An innovative plan to rent New Yorkers a dime-sized over-the-air antenna housed in a Brooklyn data center to receive and stream local broadcasters could be the end of broadcast TV as we know it, at least if you believe the claims being made by network executives in their high-powered lawsuit.
Aereo, which charges $12 a month to an invitation-only customer base, is the target of serious legal action brought by the major broadcast networks and local TV stations that believe Aereo’s disruptive business model could allow cable operators to avoid paying retransmission consent fees for free, over the air television signals.
Aereo only streams local broadcasters in the New York metropolitan area to residents within viewing range of the signals. The company argues it operates legally because of a time-tested, sound legal principle: the Communications Act of 1934, which offers broadcasters a license to use the public airwaves in return for operating in the public interest. Aereo only rents its tiny antennas to one customer at a time, and provides them with streamed video received by that antenna. The company charges a nominal monthly fee to cover the costs of operating its data center and to cover streaming expenses.
The monthly subscription fee grants viewers access to watch one channel while recording another on a cloud-based DVR “storage locker.” Viewers can watch the signals on just about any device, as long as they are located within the New York metropolitan area. Travelers and those who live outside of the area cannot watch programming or subscribe to the service.
The threat to the nation’s pay television operators and broadcasters is obvious. Over the air television broadcasters increasingly rely on so-called “retransmission consent payments” collected from pay television operators in return for permission to place their signals on the cable, telco, or satellite TV dial. Broadcasters bank on that growing revenue. Pay television providers grudgingly agree to the payments and promptly pass them on to already rate-increase-weary subscribers, who want a way out of paying for hundreds of channels they don’t care to watch.

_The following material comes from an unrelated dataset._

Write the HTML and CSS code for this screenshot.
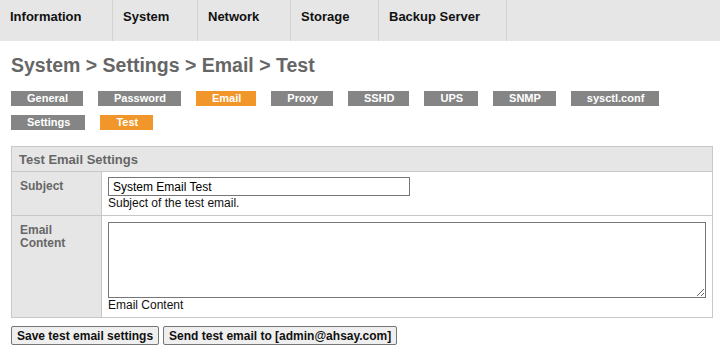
FILE: index.html
```html
<!DOCTYPE html>
<html lang="en">
<head>
    <meta charset="UTF-8">
    <title>System Settings - Email Test</title>
    <link rel="stylesheet" href="styles.css">
</head>
<body>
    <div class="top-nav">
        <a class="nav-item nav-info" href="#">Information</a>
        <a class="nav-item nav-system" href="#">System</a>
        <a class="nav-item nav-network" href="#">Network</a>
        <a class="nav-item nav-storage" href="#">Storage</a>
        <a class="nav-item nav-backup" href="#">Backup Server</a>
    </div>

    <div class="content">
        <h1>System &gt; Settings &gt; Email &gt; Test</h1>

        <div class="tabs">
            <a class="tab" href="#">General</a>
            <a class="tab" href="#">Password</a>
            <a class="tab active" href="#">Email</a>
            <a class="tab" href="#">Proxy</a>
            <a class="tab" href="#">SSHD</a>
            <a class="tab" href="#">UPS</a>
            <a class="tab" href="#">SNMP</a>
            <a class="tab" href="#">sysctl.conf</a>
            <a class="tab" href="#">Settings</a>
            <a class="tab active" href="#">Test</a>
        </div>

        <form action="#" method="post">
            <table class="settings-table">
                <tr>
                    <th colspan="2">Test Email Settings</th>
                </tr>
                <tr class="row-subject">
                    <td class="label">Subject</td>
                    <td class="value">
                        <input type="text" name="subject" value="System Email Test" class="text-input">
                        <div class="hint">Subject of the test email.</div>
                    </td>
                </tr>
                <tr class="row-content">
                    <td class="label">Email<br>Content</td>
                    <td class="value">
                        <textarea name="content" class="text-area"></textarea>
                        <div class="hint">Email Content</div>
                    </td>
                </tr>
            </table>

            <div class="actions">
                <button type="submit" class="btn">Save test email settings</button>
                <button type="button" class="btn">Send test email to [admin@ahsay.com]</button>
            </div>
        </form>
    </div>
</body>
</html>
```

FILE: styles.css
```css
:root {
    --nav-bg: #e6e6e6;
    --border-color: #c8c8c8;
    --tab-gray: #858585;
    --tab-orange: #f0962a;
    --label-color: #666666;
}

body {
    margin: 0;
    font-family: "Liberation Sans", Arial, sans-serif;
    font-size: 12px;
    color: #111;
    background-color: white;
}

.top-nav {
    display: flex;
    height: 41px;
    background-color: var(--nav-bg);
}

.nav-item {
    box-sizing: border-box;
    height: 41px;
    padding: 9px 0 0 10px;
    border-right: 1px solid #d2d2d2;
    color: #111;
    font-weight: bold;
    font-size: 13px;
    line-height: 16px;
    text-decoration: none;
}

.nav-info { width: 113px; }
.nav-system { width: 85px; }
.nav-network { width: 93px; }
.nav-storage { width: 88px; }
.nav-backup { width: 128px; }

.content {
    padding: 0 7px 0 11px;
}

h1 {
    margin: 12px 0 14px;
    font-size: 19.5px;
    line-height: 24px;
    color: var(--label-color);
}

.tabs {
    display: flex;
    flex-wrap: wrap;
    gap: 9px 15px;
}

.tab {
    height: 15px;
    padding: 0 15px 0 16px;
    background-color: var(--tab-gray);
    color: white;
    font-weight: bold;
    font-size: 11px;
    line-height: 15px;
    text-decoration: none;
}

.tab.active {
    background-color: var(--tab-orange);
}

.settings-table {
    width: 702px;
    margin-top: 16px;
    border-collapse: collapse;
}

.settings-table th {
    height: 24px;
    padding: 0 7px;
    background-color: var(--nav-bg);
    border: 1px solid var(--border-color);
    color: var(--label-color);
    font-size: 13px;
    text-align: left;
}

.settings-table td {
    border: 1px solid var(--border-color);
    vertical-align: top;
}

.label {
    width: 76px;
    padding: 8px 7px 0 8px;
    background-color: var(--nav-bg);
    color: var(--label-color);
    font-weight: bold;
    line-height: 13px;
}

.value {
    padding: 5px 6px;
}

.row-subject td { height: 33px; }

.row-content .value { padding-top: 6px; }

.text-input {
    display: block;
    box-sizing: border-box;
    width: 302px;
    height: 19px;
    margin: 0;
    padding: 0 4px;
    border: 1px solid #767676;
    font-family: inherit;
    font-size: 12px;
}

.text-area {
    display: block;
    box-sizing: border-box;
    width: 598px;
    height: 76px;
    margin: 0;
    border: 1px solid #767676;
    font-family: inherit;
    font-size: 12px;
}

.hint {
    font-size: 12px;
    line-height: 14px;
}

.actions {
    display: flex;
    gap: 4px;
    margin-top: 8px;
}

.btn {
    height: 19px;
    padding: 0 5px;
    border: 1px solid #767676;
    border-radius: 2px;
    background-color: #efefef;
    color: #111;
    font-family: inherit;
    font-weight: bold;
    font-size: 12px;
    cursor: pointer;
}
```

Aereo breaks the business models of both broadcasters and the cable industry. Cord cutters can get reliable and cheap reception of over-the-air stations without dealing with cumbersome in-home antennas (or paying local cable companies for HD-quality local stations and a DVR box). Goodbye $70 cable-TV bill. Broadcasters also lose every time the local pay television company drops a subscriber. Aereo does not pay retransmission consent fees, nor do their subscribers.
But Aereo is not all bad news for pay television providers. If Aereo can survive the legal onslaught from broadcast interests, nothing stops local cable companies from licensing Aereo technology (or constructing their own system) that would bypass retransmission consent fees as well. That could save cable operators millions.
Ridiculous? Not according to Matt Bond, an executive vice-president at Comcast/NBC who told a New York federal court the risk is real.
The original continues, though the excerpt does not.